See, oftentimes, our fears are deep-rooted in only one or two jarring memories or flagrant failures. These experiences scar us, and consequently, we spend the rest of our lives diligently ensuring that they never happen again. For instance, when a young child gets bitten by a dog, they usually internalize a false belief that all dogs are biters, rendering them incapable of enjoying canine companions for the rest of their life (unless this phobia is treated). Such a person will usually say, “I can’t pet dogs. I was bitten when I was young and now I’m afraid of them.” When we decontruct such fears, however, we can turn the monsters in our minds back into the mole hills that they always were. The dog-fearer realizes that while some dogs are biters, some also make very good pets. Additionally, as an adult, the dog-fearer is better equipped to assess whether or not a dog is safe to pet, far more equipped than they would have been as a child. Furthermore, instead of writing off ALL dogs, they need only write off dogs that they don’t know that well or that look dangerous.

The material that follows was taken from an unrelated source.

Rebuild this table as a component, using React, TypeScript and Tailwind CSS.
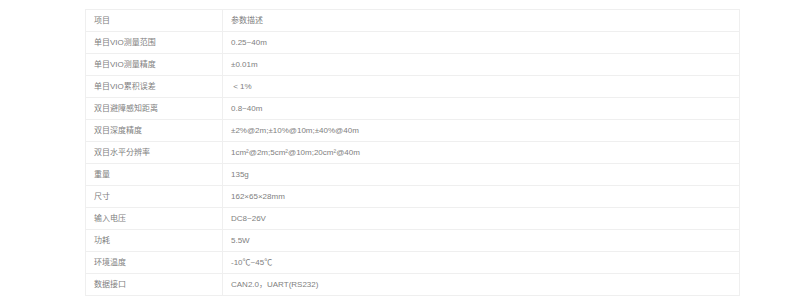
// 产品参数表 — 项目 / 参数描述 两列
import React from 'react';

const rows: [string, string][] = [
  ['项目', '参数描述'],
  ['单目VIO测量范围', '0.25~40m'],
  ['单目VIO测量精度', '±0.01m'],
  ['单目VIO累积误差', '\u00a0< 1%'],
  ['双目避障感知距离', '0.8~40m'],
  ['双目深度精度', '±2%@2m;±10%@10m;±40%@40m'],
  ['双目水平分辨率', '1cm²@2m;5cm²@10m;20cm²@40m'],
  ['重量', '135g'],
  ['尺寸', '162×65×28mm'],
  ['输入电压', 'DC8~26V'],
  ['功耗', '5.5W'],
  ['环境温度', '-10℃~45℃'],
  ['数据接口', 'CAN2.0，UART(RS232)'],
];

export default function App() {
  return (
    <div
      className="w-[800px] h-[300px] bg-white pt-[9px] pl-[85px] overflow-hidden"
      style={{ fontFamily: '"Liberation Sans", "Noto Sans CJK SC", sans-serif' }}
    >
      <div className="w-[655px] border-t border-l border-[#efefef] text-[8px] text-[#808080]">
        {rows.map(([k, v]) => (
          <div key={k} className="flex h-[22px] border-b border-[#efefef]">
            <div className="w-[137px] shrink-0 border-r border-[#efefef] pl-[8px] flex items-center">{k}</div>
            <div className="flex-1 border-r border-[#efefef] pl-[8px] flex items-center">{v}</div>
          </div>
        ))}
      </div>
    </div>
  );
}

In the same way, a horror movie-hater like myself can realize that I am also an adult now, and can also better assess whether or not a horror film is beyond my limits. I still don’t like paranormal horror, but I have since learned that there are many other sub genres of horror that I CAN enjoy, and some of which would only be “too scary” to me if I was still a child.
So, instead of letting your past scars dictate your present life, take the time to challenge some of your fears and do something brave. Board that plane. Ride that rollercoaster. Watch that horror movie, and you just might find those past scars healing as you realize that you’re actually enjoying it.